The law in Pakistan is clear: women are entitled to inherit. The challenge lies not in recognition, but in enforcement. For underprivileged women in particular, justice can feel distant, obscured by cost and social pressure.

The work of the Legal Aid Society has shown that institutional support can shift this balance. By providing sustained representation, navigating complex procedures, and standing firm through years of litigation, LAS has helped women move from vulnerability to legal recognition. Just as importantly, these efforts contribute to a broader cultural shift: they demonstrate that claiming inheritance is neither rebellion nor ingratitude, but a lawful act grounded in dignity.

When justice becomes accessible, it does more than resolve disputes. It strengthens confidence in the rule of law and affirms that equality within the family is not optional, but essential.

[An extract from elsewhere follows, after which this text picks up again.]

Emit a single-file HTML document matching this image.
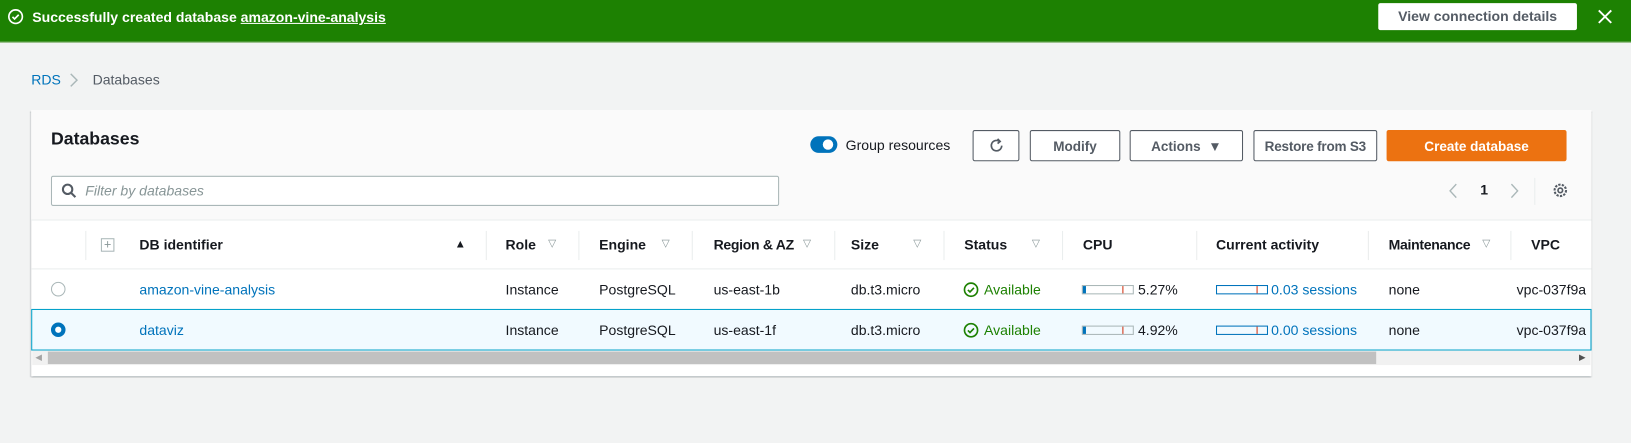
<!DOCTYPE html>
<html><head><meta charset="utf-8"><style>
*{box-sizing:border-box;margin:0;padding:0}
html,body{width:1631px;height:443px;overflow:hidden;background:#f2f3f3}
#w{position:absolute;left:0;top:0;width:1568px;height:426px;transform:scale(1.0402);transform-origin:0 0;font-family:"Liberation Sans",sans-serif;font-size:13.5px;color:#16191f}
.a{position:absolute;white-space:nowrap}
.btn{position:absolute;height:30px;border:1px solid #545b64;background:#fff;border-radius:2px;font-weight:bold;color:#545b64;font-size:13px;display:flex;align-items:center;justify-content:center;white-space:nowrap}
.hd{position:absolute;top:228px;font-weight:bold;font-size:13.5px}
.dv{position:absolute;top:222px;width:1px;height:28px;background:#eaeded}
.tri{position:absolute;top:229px;color:#879596;font-size:10px}
.c{position:absolute;font-size:13.5px;white-space:nowrap}
.link{color:#0073bb}
</style></head><body><div id="w">
<div class="a" style="left:0;top:0;width:1568px;height:41px;background:#1d8102;border-bottom:1px solid #8fb97f"></div>
<svg class="a" style="left:7px;top:8px" width="16" height="16" viewBox="0 0 16 16"><circle cx="8" cy="8" r="6.5" fill="none" stroke="#fff" stroke-width="1.6"/><path d="M5 8.2l2 2 4-4" fill="none" stroke="#fff" stroke-width="1.6"/></svg>
<div class="a" style="left:31px;top:9px;color:#fff;font-weight:bold;font-size:13.5px">Successfully created database <u>amazon-vine-analysis</u></div>
<div class="a" style="left:1325px;top:3px;width:191px;height:26px;background:#fff;border-radius:2px;color:#545b64;font-weight:bold;font-size:13.5px;text-align:center;line-height:26px">View connection details</div>
<svg class="a" style="left:1536px;top:9px" width="14" height="14" viewBox="0 0 14 14"><path d="M1 1l12 12M13 1L1 13" stroke="#fff" stroke-width="1.8"/></svg>

<div class="a link" style="left:30px;top:69px">RDS</div>
<svg class="a" style="left:67px;top:70px" width="8" height="14" viewBox="0 0 8 14"><path d="M1 1l6 6-6 6" fill="none" stroke="#aab7b8" stroke-width="1.4"/></svg>
<div class="a" style="left:89px;top:69px;color:#545b64">Databases</div>

<div class="a" style="left:30px;top:106px;width:1500px;height:256px;background:#fff;box-shadow:0 1px 1px rgba(0,28,36,.3),1px 1px 1px rgba(0,28,36,.15),-1px 1px 1px rgba(0,28,36,.15)"></div>
<div class="a" style="left:30px;top:106px;width:1500px;height:106px;background:#fafafa;border-bottom:1px solid #eaeded"></div>
<div class="a" style="left:49px;top:124px;font-size:17px;font-weight:bold">Databases</div>

<div class="a" style="left:779px;top:131px;width:26px;height:16px;border-radius:8px;background:#0073bb"></div>
<div class="a" style="left:791px;top:134px;width:10px;height:10px;border-radius:5px;background:#fff"></div>
<div class="a" style="left:813px;top:132px;color:#16191f">Group resources</div>
<div class="btn" style="left:935px;top:125px;width:45px"><svg width="16" height="16" viewBox="0 0 16 16"><path d="M13 8a5 5 0 1 1-2-4" fill="none" stroke="#545b64" stroke-width="1.6"/><path d="M9 1.5l2.5 2.5-2.5 2" fill="none" stroke="#545b64" stroke-width="1.6"/></svg></div>
<div class="btn" style="left:990px;top:125px;width:87px">Modify</div>
<div class="btn" style="left:1086px;top:125px;width:109px">Actions&nbsp;&nbsp;▼</div>
<div class="btn" style="left:1205px;top:125px;width:119px;letter-spacing:-0.2px">Restore from S3</div>
<div class="btn" style="left:1333px;top:125px;width:173px;background:#ec7211;border-color:#ec7211;color:#fff">Create database</div>

<div class="a" style="left:49px;top:169px;width:700px;height:29px;border:1px solid #aab7b8;border-radius:2px;background:#fff"></div>
<svg class="a" style="left:59px;top:176px" width="15" height="15" viewBox="0 0 15 15"><circle cx="6" cy="6" r="4.5" fill="none" stroke="#545b64" stroke-width="2"/><path d="M9.5 9.5l4 4" stroke="#545b64" stroke-width="2"/></svg>
<div class="a" style="left:82px;top:176px;color:#879596;font-style:italic">Filter by databases</div>
<svg class="a" style="left:1393px;top:176px" width="8" height="15" viewBox="0 0 8 15"><path d="M7 1L1 7.5 7 14" fill="none" stroke="#aab7b8" stroke-width="1.3"/></svg>
<div class="a" style="left:1423px;top:175px;font-weight:bold">1</div>
<svg class="a" style="left:1452px;top:176px" width="8" height="15" viewBox="0 0 8 15"><path d="M1 1l6 6.5L1 14" fill="none" stroke="#aab7b8" stroke-width="1.3"/></svg>
<div class="a" style="left:1475px;top:171px;width:1px;height:26px;background:#eaeded"></div>
<svg class="a" style="left:1492px;top:175px" width="16" height="16" viewBox="0 0 16 16"><circle cx="8" cy="8" r="5.5" fill="none" stroke="#545b64" stroke-width="2" stroke-dasharray="2.2 1.2"/><circle cx="8" cy="8" r="2.2" fill="none" stroke="#545b64" stroke-width="1.6"/></svg>

<div class="a" style="left:30px;top:258px;width:1500px;height:1px;background:#eaeded"></div>
<div class="dv" style="left:82px"></div><div class="dv" style="left:467px"></div><div class="dv" style="left:556px"></div><div class="dv" style="left:665px"></div><div class="dv" style="left:802px"></div><div class="dv" style="left:907px"></div><div class="dv" style="left:1021px"></div><div class="dv" style="left:1150px"></div><div class="dv" style="left:1315px"></div><div class="dv" style="left:1452px"></div>
<div class="a" style="left:97px;top:229px;width:13px;height:13px;border:1px solid #aab7b8;color:#879596;font-size:12px;line-height:10px;text-align:center">+</div>
<div class="hd" style="left:134px">DB identifier</div><div class="a" style="left:437px;top:229px;font-size:11px">▲</div>
<div class="hd" style="left:486px">Role</div><div class="tri" style="left:527px">▽</div>
<div class="hd" style="left:576px">Engine</div><div class="tri" style="left:636px">▽</div>
<div class="hd" style="left:686px;letter-spacing:-0.3px">Region &amp; AZ</div><div class="tri" style="left:772px">▽</div>
<div class="hd" style="left:818px">Size</div><div class="tri" style="left:878px">▽</div>
<div class="hd" style="left:927px">Status</div><div class="tri" style="left:992px">▽</div>
<div class="hd" style="left:1041px">CPU</div>
<div class="hd" style="left:1169px">Current activity</div>
<div class="hd" style="left:1335px;letter-spacing:-0.3px">Maintenance</div><div class="tri" style="left:1425px">▽</div>
<div class="hd" style="left:1472px">VPC</div>

<div class="a" style="left:30px;top:297px;width:1500px;height:1px;background:#eaeded"></div>
<div class="a" style="left:30px;top:297px;width:1500px;height:40px;background:#f1faff;border:1px solid #00a1c9"></div>

<div class="a" style="left:49px;top:271px;width:14px;height:14px;border-radius:7px;border:1px solid #aab7b8;background:#fff"></div>
<div class="a" style="left:49px;top:310px;width:14px;height:14px;border-radius:7px;border:4px solid #0073bb;background:#fff"></div>

<div class="c link" style="left:134px;top:271px">amazon-vine-analysis</div>
<div class="c link" style="left:134px;top:310px">dataviz</div>
<div class="c" style="left:486px;top:271px">Instance</div><div class="c" style="left:486px;top:310px">Instance</div>
<div class="c" style="left:576px;top:271px">PostgreSQL</div><div class="c" style="left:576px;top:310px">PostgreSQL</div>
<div class="c" style="left:686px;top:271px">us-east-1b</div><div class="c" style="left:686px;top:310px">us-east-1f</div>
<div class="c" style="left:818px;top:271px">db.t3.micro</div><div class="c" style="left:818px;top:310px">db.t3.micro</div>
<svg class="a" style="left:926px;top:271px" width="15" height="15" viewBox="0 0 15 15"><circle cx="7.5" cy="7.5" r="6.3" fill="none" stroke="#1d8102" stroke-width="1.6"/><path d="M4.5 7.7l2 2 3.8-4" fill="none" stroke="#1d8102" stroke-width="1.6"/></svg>
<svg class="a" style="left:926px;top:310px" width="15" height="15" viewBox="0 0 15 15"><circle cx="7.5" cy="7.5" r="6.3" fill="none" stroke="#1d8102" stroke-width="1.6"/><path d="M4.5 7.7l2 2 3.8-4" fill="none" stroke="#1d8102" stroke-width="1.6"/></svg>
<div class="c" style="left:946px;top:271px;color:#1d8102">Available</div><div class="c" style="left:946px;top:310px;color:#1d8102">Available</div>

<div class="a" style="left:1040px;top:274px;width:50px;height:9px;border:1px solid #aab7b8"></div><div class="a" style="left:1041px;top:275px;width:3px;height:7px;background:#0073bb"></div><div class="a" style="left:1079px;top:275px;width:1px;height:7px;background:#d13212"></div>
<div class="c" style="left:1094px;top:271px">5.27%</div>
<div class="a" style="left:1040px;top:313px;width:50px;height:9px;border:1px solid #aab7b8"></div><div class="a" style="left:1041px;top:314px;width:3px;height:7px;background:#0073bb"></div><div class="a" style="left:1079px;top:314px;width:1px;height:7px;background:#d13212"></div>
<div class="c" style="left:1094px;top:310px">4.92%</div>

<div class="a" style="left:1169px;top:274px;width:50px;height:9px;border:1px solid #0073bb"></div><div class="a" style="left:1208px;top:275px;width:1px;height:7px;background:#d13212"></div>
<div class="c link" style="left:1222px;top:271px">0.03 sessions</div>
<div class="a" style="left:1169px;top:313px;width:50px;height:9px;border:1px solid #0073bb"></div><div class="a" style="left:1208px;top:314px;width:1px;height:7px;background:#d13212"></div>
<div class="c link" style="left:1222px;top:310px">0.00 sessions</div>
<div class="c" style="left:1335px;top:271px">none</div><div class="c" style="left:1335px;top:310px">none</div>
<div class="a" style="left:1456px;top:260px;width:72px;height:76px;overflow:hidden"><div class="c" style="left:2px;top:11px">vpc-037f9a</div><div class="c" style="left:2px;top:50px">vpc-037f9a</div></div>

<div class="a" style="left:31px;top:337px;width:1498px;height:14px;background:#f1f1f1"></div>
<div class="a" style="left:46px;top:338px;width:1277px;height:12px;background:#c1c1c1"></div>
<div class="a" style="left:34px;top:339px;font-size:8px;color:#a3a3a3">◀</div>
<div class="a" style="left:1518px;top:339px;font-size:8px;color:#505050">▶</div>
</div></body></html>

The denial of inheritance is often dismissed as a private family disagreement. In reality, it is a structural economic issue. When women are excluded from inheritance, economic dependency deepens and wealth remains concentrated along gendered lines. The impact is intergenerational. Daughters raised in it households without asset ownership inherit vulnerability alongside tradition. The issue, therefore, is not simply about fairness within families. It is about economic justice within society.

Addressing this gap requires more than legal recognition. It requires awareness, accessible legal support, administrative transparency, and protection mechanisms that make enforcement possible. Without this combination, inheritance remains a right that exists in theory but fails in practice.